Right now they do return immutable lists/sets, but besides the singleton and empty case they are mere normal implementations wrapped in the type specific unmodifiable. A little bit of overhead yes, but any JVM worth anything should be able to optimize that away.

vigna commented 3 years ago

This seems to be ready to merge for me. Comments?

incaseoftrouble commented 3 years ago

This seems to be ready to merge for me. Comments?

I added some, only minor stuff / naming convention.

I'm not so sure about the value of the mutable of methods with arguments. @techsy730 Do you have a particular use case in mind for them? IMO a simple .create() or .of() is sufficient (maybe rather give those methods parameters like expectedSize etc., similar to Guava; See for example HashBasedTable's three create variants)

techsy730 commented 3 years ago

create for mutable return types and of for immutable sounds like a reasonable change to me.

As for why we have argument overloads in addition to the varargs one. It is to avoid creating an array for cases that don't need an array. For example, if we didn't have no-arg overload, then List.of() and OpenHashSet.create() called with no arguments would create a new empty array each call that is going to be thrown away.

vigna commented 3 years ago

Mmmh. No, I like .of() everywhere—my idea was that .of() in an implementation gives you an object of that implementation, .of() in the interface gives you an immutable implementation.

I'm thinking of splitting the methods of OpenHashSet, adding an intermediate ImmutableOpenHashSet class that might be useful for these implementations. It's just a matter of moving the mutation methods and probably copy-and-paste some code for the iterator.

vigna commented 3 years ago

BTW, interesting comment in Guava:

 @SafeVarargs // For Eclipse. For internal javac we have disabled this pointless type of warning.
incaseoftrouble commented 3 years ago

Mmmh. No, I like .of() everywhere—my idea was that .of() in an implementation gives you an object of that implementation, .of() in the interface gives you an immutable implementation.

I see. Fair enough. I'm just afraid that this might cause confusion because of name clashing.

I'm thinking of splitting the methods of OpenHashSet, adding an intermediate ImmutableOpenHashSet class that might be useful for these implementations. It's just a matter of moving the mutation methods and probably copy-and-paste some code for the iterator.

If we are doing this: Maybe aggregate the methods in a hidden "AbstractOpenHashSet" and add a public "ImmutableOpenHashSet" subclass as sibling of "OpenHashSet". Intermediate might be dangerous since then if (set instanceof ImmutableOpenHashSet) doesn't really do what it should.
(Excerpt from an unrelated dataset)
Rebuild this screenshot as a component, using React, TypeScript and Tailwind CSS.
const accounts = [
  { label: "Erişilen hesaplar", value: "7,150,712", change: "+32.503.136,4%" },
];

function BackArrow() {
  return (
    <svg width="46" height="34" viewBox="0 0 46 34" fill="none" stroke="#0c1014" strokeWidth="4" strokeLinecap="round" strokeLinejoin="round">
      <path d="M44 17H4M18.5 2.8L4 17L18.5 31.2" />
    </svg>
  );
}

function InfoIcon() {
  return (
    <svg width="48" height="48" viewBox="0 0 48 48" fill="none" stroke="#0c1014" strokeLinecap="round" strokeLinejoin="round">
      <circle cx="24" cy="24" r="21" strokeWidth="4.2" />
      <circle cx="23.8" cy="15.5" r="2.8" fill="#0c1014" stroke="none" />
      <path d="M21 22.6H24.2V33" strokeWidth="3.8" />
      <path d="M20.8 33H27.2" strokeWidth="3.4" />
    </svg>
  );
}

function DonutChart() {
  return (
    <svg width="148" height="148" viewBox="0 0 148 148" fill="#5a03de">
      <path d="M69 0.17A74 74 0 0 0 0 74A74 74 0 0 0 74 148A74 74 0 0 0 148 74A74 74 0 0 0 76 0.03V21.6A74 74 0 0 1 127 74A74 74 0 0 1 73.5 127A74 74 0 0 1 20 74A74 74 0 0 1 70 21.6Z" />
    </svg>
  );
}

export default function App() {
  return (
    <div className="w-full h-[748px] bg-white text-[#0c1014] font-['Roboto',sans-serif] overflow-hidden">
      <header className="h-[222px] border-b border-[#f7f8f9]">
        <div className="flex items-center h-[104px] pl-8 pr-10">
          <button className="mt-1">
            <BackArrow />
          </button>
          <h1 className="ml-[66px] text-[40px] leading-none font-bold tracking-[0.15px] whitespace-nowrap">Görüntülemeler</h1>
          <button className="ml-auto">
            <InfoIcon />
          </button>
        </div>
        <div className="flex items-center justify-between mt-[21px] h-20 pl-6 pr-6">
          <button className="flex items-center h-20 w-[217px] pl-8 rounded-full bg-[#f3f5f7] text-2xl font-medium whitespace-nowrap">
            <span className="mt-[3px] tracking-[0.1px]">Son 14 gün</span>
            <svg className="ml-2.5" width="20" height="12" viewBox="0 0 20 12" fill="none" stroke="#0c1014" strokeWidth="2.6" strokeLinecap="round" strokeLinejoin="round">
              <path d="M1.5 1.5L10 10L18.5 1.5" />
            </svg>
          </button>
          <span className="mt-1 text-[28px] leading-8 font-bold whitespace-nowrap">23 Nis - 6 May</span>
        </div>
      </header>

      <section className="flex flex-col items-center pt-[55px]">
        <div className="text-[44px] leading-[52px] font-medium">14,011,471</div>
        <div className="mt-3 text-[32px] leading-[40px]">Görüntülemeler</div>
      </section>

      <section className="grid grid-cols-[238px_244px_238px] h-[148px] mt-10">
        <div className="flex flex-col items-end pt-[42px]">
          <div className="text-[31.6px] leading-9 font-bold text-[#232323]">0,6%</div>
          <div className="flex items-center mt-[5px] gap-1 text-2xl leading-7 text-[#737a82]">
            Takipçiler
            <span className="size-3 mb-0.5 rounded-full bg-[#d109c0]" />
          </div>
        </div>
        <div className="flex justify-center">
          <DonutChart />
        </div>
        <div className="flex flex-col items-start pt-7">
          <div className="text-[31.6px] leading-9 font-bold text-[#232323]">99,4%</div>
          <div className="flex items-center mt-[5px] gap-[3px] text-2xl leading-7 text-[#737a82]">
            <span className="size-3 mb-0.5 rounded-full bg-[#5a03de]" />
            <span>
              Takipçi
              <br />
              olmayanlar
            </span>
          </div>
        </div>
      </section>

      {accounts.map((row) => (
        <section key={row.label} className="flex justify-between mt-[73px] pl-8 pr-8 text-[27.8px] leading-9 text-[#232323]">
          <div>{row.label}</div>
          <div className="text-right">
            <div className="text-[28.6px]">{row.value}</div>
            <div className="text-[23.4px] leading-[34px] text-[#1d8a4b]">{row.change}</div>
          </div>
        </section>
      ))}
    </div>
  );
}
Additionally, the public immutables could have a shared ImmutableCollection marker interface, so if you have something generic like IntCollection you could check instanceof ImmutableCollection.

As for why we have argument overloads in addition to the varargs one. It is to avoid creating an array for cases that don't need an array. For example, if we didn't have no-arg overload, then List.of() and OpenHashSet.create() called with no arguments would create a new empty array each call that is going to be thrown away.

I'm aware of that, I think you misunderstood me. My comment was only about the naming, not that there are "empty" factory methods.

vigna commented 3 years ago

If we are doing this: Maybe aggregate the methods in a hidden "AbstractOpenHashSet" and add a public "ImmutableOpenHashSet" subclass as sibling of "OpenHashSet". Intermediate might be dangerous since then if (set instanceof ImmutableOpenHashSet) doesn't really do what it should. Additionally, the public immutables could have a shared ImmutableCollection marker interface, so if you have something generic like IntCollection you could check instanceof ImmutableCollection.

Yes, I was unclear but that was the idea. Also because I'd like to cache the hash code, as in Guava, so that OpenHahSets of immutable sets would have much faster access. That could be useful in a number of situations.

vigna commented 3 years ago

But I think all this should follow a merge with #120 , or we will get in a mess of conflicts.

techsy730 commented 3 years ago

Sounds good. And I need to also do a similar thing to BigList, BigArrayBigList, and OpenHashBigSet anyways (We don't have a BigSet interface, so I am wondering where we are going to put the immutable big set versions).

vigna commented 3 years ago

Well, a big set is just a big implementation of a set. Except for the unfortunate size() method returning an int, there's no method in Set that doesn't apply to big sets. So an OpenHashBitSet.of() method might be useful in weird circumstances, but definitely we do not need methods returning an immutable big set.

vigna commented 3 years ago

When are positioned now with this? Should I merge or there is something else you want to add?

techsy730 commented 3 years ago

Ideally I would like to add such methods to BigList and BigArrayBigList as well. I do need to clean up the @SafeVarargs stuff and documentation, bring it into line with Guava's policy. Or perhaps not use the array given as the backing array (clone it first, and ensure it is Object[] exactly for the object based versions), and use the array given as is in some wrap method (which some of them do, this would apply this convention consistently)

vigna commented 3 years ago

Yes, I would avoid copying as much as possible. What is Guava's policy? I see comments about "useless annotation".

vigna commented 3 years ago

OK, there are now type-specific ImmutableList types (just a backing array and access method). I had to do a little bit of code duplication, but, still, very little. I do not think it makes much sense to have an ImmutableBigList type.

I'm merging this and replace in List.of() the new immutable stuff. Apart for clarifying the @SafeVarargs stuff everything looks fine to me.